The U.S. imported $144.2 billion in oil from Mexico and Canada. Thanks to greater U.S. shale oil production, this figure was down from $157.8 billion in 2007. NAFTA reduced U.S. reliance on oil imports from the Middle East and Venezuela. It was especially important when the U.S. banned oil imports from Iran. Why? Mexico and Canada are friendly countries. Other oil exporters, such as Venezuela and Iran, use oil as a political chess piece. For example, both started selling oil in currencies other than the petrodollar.
NAFTA lowered food prices in much the same way. Food imports totaled $39.4 billion in 2013, up from $28.9 billion in 2009. It lowered the prices of fresh vegetables, chocolate, fruit (except bananas), and beef. (Source: “NAFTA Imports,” United States Trade Representative.)
3. Increased Economic Growth
NAFTA boosted U.S. economic growth by as much as 0.5 percent a year. The sectors that benefited the most were agriculture, automobiles, and services.
U.S. farm exports to Canada and Mexico grew 156 percent.
That’s compared to a 65 percent increase in farm exports to the rest of the world. Farm exports to Canada and Mexico alone were greater than exports to the next six largest markets combined. Total farm exports were $39.4 billion in 2015.
NAFTA increased farm exports because it eliminated high Mexican tariffs. Mexico is the top export destination for U.S. beef, rice, soybean meal, corn sweeteners, apples, and beans. It is the second largest export destination for corn, soybeans, and oils. (Source: “NAFTA, ” U.S. Foreign Agricultural Service,.)
NAFTA modernized the U.S. auto industry by consolidating manufacturing and driving down costs. Most cars made in North America now have parts sourced from all three countries. The increase in competitiveness allows the industry to fend off Japanese imports. Mexico exports more cars to the United States than Japan. Before the recession, Japan exported twice as many as Mexico. By 2020, Mexico will manufacture 25 percent of all North American cars. (Source: “NAFTA, 20 Years Later,” Knowledge@Wharton, February 19, 2014.)
NAFTA boosted U.S. service exports to Canada and Mexico from $25 billion in 1993 to a peak of $106.8 billion in 2007. The recession hit financial services hard, so services haven’t quite recovered. By 2009, they had only risen to $63.5 billion. By 2012, service exports had improved to $88.6 billion. (Source: USTR, Quantification of NAFTA Benefits. NAFTA)
More than 40 percent of U.S. GDP is services, such as financial services and healthcare. NAFTA eliminates trade barriers in most service sectors, which are regulated. NAFTA requires governments to publish all regulations, lowering hidden costs of doing business.
4. Created Jobs
NAFTA exports created five million new U.S. jobs. Most of those jobs went to 17 states, but all states saw some increases. U.S. manufacturers added more than 800,000 jobs between 1993 and 1997. That’s because manufacturers exported $487 billion in 2014. It generated $40,000 in export revenue for each factory worker. (Source: “NAFTA Triumphant: Assessing Two Decades of Gains,” U.S. Chamber of Commerce, October 27, 2015.)

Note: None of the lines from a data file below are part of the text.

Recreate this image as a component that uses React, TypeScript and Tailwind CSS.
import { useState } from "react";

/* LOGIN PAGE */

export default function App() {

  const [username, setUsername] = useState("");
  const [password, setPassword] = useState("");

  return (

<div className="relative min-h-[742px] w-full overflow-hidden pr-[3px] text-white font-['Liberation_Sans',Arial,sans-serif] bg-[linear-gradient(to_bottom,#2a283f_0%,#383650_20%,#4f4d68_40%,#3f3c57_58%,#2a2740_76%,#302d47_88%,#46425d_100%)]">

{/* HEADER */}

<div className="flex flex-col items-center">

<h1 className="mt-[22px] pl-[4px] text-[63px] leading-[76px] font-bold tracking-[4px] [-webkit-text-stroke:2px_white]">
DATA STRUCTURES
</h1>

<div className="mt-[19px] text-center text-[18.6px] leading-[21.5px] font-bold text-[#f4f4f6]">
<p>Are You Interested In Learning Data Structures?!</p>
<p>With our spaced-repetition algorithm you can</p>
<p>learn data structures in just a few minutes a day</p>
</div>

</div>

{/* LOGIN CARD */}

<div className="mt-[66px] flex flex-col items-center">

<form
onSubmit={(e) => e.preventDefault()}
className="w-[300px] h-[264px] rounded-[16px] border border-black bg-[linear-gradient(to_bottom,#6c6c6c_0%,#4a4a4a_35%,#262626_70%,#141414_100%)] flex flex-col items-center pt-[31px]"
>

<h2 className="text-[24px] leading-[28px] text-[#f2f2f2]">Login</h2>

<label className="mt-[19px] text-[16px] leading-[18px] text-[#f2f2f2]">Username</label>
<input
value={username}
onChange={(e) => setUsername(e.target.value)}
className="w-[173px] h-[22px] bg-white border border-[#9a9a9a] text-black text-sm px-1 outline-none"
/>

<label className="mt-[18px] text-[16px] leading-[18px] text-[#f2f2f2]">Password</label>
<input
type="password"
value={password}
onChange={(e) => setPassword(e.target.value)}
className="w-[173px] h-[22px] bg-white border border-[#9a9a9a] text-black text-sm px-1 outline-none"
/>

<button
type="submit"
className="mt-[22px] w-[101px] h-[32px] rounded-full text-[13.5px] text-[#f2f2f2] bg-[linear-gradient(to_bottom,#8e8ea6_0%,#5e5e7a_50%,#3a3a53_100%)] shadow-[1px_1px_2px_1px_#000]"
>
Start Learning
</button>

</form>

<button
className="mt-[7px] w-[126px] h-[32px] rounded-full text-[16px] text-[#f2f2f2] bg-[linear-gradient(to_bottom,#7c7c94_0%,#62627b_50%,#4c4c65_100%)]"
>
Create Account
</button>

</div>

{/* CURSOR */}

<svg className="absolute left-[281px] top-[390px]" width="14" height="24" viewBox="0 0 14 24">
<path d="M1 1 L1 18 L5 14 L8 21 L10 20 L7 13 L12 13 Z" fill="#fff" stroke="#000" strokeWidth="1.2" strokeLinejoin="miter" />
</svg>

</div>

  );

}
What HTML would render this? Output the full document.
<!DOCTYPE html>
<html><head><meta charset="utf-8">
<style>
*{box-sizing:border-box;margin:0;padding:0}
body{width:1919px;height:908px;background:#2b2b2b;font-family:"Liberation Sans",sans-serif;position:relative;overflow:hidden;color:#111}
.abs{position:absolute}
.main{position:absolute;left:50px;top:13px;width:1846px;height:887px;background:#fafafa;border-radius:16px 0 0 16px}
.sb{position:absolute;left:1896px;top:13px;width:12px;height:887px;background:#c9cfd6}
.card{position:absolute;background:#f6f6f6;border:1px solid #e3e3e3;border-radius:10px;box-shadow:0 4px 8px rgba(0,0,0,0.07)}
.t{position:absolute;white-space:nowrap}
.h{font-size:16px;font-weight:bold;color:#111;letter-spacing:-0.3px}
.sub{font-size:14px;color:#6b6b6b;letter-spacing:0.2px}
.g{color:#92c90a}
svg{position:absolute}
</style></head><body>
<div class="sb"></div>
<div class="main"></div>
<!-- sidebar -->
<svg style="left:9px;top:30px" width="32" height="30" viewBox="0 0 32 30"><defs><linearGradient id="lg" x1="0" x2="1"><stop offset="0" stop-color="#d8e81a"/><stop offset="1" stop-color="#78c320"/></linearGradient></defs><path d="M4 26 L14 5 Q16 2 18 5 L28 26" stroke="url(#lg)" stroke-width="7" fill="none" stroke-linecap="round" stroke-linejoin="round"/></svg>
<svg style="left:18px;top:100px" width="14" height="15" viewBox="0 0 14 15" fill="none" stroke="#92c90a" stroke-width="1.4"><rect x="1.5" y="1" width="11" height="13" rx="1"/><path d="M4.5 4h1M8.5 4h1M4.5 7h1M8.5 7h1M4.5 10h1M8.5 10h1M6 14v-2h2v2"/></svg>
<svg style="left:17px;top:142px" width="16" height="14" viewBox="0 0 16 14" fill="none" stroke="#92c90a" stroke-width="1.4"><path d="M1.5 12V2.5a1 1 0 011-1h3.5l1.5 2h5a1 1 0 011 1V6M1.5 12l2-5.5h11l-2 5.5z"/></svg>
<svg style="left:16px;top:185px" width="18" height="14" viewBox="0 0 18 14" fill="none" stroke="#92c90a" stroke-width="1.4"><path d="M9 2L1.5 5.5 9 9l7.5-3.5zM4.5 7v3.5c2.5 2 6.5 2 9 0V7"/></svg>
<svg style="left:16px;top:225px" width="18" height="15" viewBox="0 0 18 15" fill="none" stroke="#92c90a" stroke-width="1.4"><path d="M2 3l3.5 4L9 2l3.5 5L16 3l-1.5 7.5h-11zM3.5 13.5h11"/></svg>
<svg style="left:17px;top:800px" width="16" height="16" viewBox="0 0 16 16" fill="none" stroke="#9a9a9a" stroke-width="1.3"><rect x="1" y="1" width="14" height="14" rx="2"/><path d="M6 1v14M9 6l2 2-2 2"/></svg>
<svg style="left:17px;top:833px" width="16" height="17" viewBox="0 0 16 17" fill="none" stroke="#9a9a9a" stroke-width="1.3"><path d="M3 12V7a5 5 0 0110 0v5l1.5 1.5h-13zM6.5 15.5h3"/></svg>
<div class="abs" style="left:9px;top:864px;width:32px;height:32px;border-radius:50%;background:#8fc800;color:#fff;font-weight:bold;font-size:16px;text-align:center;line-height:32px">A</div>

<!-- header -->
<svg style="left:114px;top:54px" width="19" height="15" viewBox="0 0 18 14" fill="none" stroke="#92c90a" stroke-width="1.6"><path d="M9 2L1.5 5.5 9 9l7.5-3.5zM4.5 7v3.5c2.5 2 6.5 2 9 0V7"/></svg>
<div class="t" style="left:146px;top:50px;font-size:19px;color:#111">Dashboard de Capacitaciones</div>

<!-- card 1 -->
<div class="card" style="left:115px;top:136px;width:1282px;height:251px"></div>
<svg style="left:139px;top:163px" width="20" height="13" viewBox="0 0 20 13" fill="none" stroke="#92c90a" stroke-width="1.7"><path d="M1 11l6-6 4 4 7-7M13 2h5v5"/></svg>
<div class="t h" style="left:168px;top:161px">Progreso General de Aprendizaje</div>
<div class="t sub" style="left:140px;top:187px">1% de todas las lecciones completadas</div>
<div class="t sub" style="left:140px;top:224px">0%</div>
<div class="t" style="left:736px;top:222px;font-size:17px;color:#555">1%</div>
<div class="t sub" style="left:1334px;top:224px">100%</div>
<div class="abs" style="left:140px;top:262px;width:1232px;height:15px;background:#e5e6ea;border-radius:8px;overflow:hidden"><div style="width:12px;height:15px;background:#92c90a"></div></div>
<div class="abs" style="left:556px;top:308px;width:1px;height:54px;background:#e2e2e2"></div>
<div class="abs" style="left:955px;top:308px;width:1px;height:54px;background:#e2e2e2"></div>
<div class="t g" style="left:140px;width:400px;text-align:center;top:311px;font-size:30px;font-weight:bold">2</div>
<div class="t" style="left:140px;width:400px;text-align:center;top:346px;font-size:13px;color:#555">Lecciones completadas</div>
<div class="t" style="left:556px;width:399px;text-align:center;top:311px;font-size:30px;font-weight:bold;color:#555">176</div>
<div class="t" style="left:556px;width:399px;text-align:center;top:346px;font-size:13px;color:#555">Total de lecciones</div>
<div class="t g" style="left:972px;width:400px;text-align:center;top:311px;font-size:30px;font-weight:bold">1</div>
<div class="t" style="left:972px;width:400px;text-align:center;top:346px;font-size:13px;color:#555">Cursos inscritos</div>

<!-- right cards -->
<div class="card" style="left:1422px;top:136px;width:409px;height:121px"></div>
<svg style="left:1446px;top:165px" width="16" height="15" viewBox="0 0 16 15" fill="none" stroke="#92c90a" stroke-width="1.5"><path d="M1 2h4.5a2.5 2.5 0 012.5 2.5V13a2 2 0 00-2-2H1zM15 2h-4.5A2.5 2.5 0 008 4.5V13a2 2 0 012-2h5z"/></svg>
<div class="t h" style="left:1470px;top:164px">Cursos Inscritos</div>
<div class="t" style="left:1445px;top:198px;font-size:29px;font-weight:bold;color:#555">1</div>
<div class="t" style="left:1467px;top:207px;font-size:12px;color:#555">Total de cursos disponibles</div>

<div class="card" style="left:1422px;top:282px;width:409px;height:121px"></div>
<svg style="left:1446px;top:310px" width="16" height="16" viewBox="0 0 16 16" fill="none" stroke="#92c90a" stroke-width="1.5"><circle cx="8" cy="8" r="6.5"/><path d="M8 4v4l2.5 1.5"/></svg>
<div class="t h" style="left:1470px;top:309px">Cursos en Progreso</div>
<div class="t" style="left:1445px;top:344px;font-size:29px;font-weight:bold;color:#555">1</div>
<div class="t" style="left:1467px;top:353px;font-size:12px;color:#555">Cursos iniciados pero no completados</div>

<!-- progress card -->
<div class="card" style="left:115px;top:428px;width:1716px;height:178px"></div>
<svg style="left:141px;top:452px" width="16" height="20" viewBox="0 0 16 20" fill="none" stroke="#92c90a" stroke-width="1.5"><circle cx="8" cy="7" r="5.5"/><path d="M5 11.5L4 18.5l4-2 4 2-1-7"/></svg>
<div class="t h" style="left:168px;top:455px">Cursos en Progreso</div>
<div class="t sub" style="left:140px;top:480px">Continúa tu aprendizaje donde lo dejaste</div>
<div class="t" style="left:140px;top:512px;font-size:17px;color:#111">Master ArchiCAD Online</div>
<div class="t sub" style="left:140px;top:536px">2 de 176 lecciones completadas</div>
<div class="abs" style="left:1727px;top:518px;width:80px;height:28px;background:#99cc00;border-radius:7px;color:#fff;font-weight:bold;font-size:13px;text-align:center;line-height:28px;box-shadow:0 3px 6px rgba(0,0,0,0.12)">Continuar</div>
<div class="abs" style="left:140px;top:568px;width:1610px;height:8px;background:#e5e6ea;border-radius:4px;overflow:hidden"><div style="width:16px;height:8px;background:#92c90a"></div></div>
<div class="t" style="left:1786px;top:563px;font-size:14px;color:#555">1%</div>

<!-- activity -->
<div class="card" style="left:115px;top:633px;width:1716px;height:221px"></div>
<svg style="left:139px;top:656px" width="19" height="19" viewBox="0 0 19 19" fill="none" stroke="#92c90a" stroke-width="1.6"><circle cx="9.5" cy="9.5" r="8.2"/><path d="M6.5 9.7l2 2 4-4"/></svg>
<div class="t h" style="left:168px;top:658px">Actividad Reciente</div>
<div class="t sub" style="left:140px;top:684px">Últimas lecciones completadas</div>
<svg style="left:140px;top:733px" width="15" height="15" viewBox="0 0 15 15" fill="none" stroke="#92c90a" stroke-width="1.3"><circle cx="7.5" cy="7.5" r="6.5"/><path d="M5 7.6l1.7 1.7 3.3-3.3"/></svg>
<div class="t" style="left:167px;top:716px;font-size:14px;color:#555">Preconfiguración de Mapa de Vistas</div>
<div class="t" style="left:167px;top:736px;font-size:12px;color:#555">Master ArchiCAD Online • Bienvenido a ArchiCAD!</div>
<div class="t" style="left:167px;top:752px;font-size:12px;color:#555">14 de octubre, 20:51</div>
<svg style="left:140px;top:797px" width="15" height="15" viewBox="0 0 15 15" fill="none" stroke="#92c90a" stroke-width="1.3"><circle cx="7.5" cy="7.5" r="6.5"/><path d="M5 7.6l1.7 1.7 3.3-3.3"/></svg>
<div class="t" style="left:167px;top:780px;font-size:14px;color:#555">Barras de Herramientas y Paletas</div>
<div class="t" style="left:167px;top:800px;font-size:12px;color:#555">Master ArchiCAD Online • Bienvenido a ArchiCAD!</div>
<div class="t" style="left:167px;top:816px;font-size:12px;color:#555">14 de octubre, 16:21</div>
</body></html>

Even imports from NAFTA partners created jobs. That’s because nearly 40 percent of U.S. imports from Mexico originated with American companies. They designed the products domestically, then outsourced some portion of the process in Mexico. Without NAFTA, they would have gone to China. They may not have been created at all. (Source: “NAFTA, 20 Years Later,” Knowledge@Wharton, February 19, 2014.)
5. Increased Foreign Direct Investment
Since NAFTA was enacted, U.S. foreign direct investment (FDI) in Canada and Mexico more than tripled. It reached $452 billion by 2012 (latest statistics available). That boosted profits for U.S. businesses by giving them more opportunities to develop, and markets to explore.
Canadian and Mexican FDI in the United States grew to $240.2 billion, up from $219.2 billion in 2007. That’s additional investment went mostly to U.S. manufacturing, insurance, and banking companies.
NAFTA protected intellectual properties. It helped innovative businesses by discouraging pirating. It boosted FDI because companies know that international law will safeguard their rights. NAFTA reduced investors’ risk by guaranteeing they will have the same legal rights as local investors. Through NAFTA, investors can make legal claims against the government if it nationalizes their industry or takes their property by eminent domain. (Source: “NAFTA Section Index,” USTR.)
6. Reduced Government Spending
NAFTA allowed firms in member countries to bid on all government contracts. That created a level-playing field for all companies within the agreement’s borders. It cut government budget deficits by allowing more competition and lower-cost bids.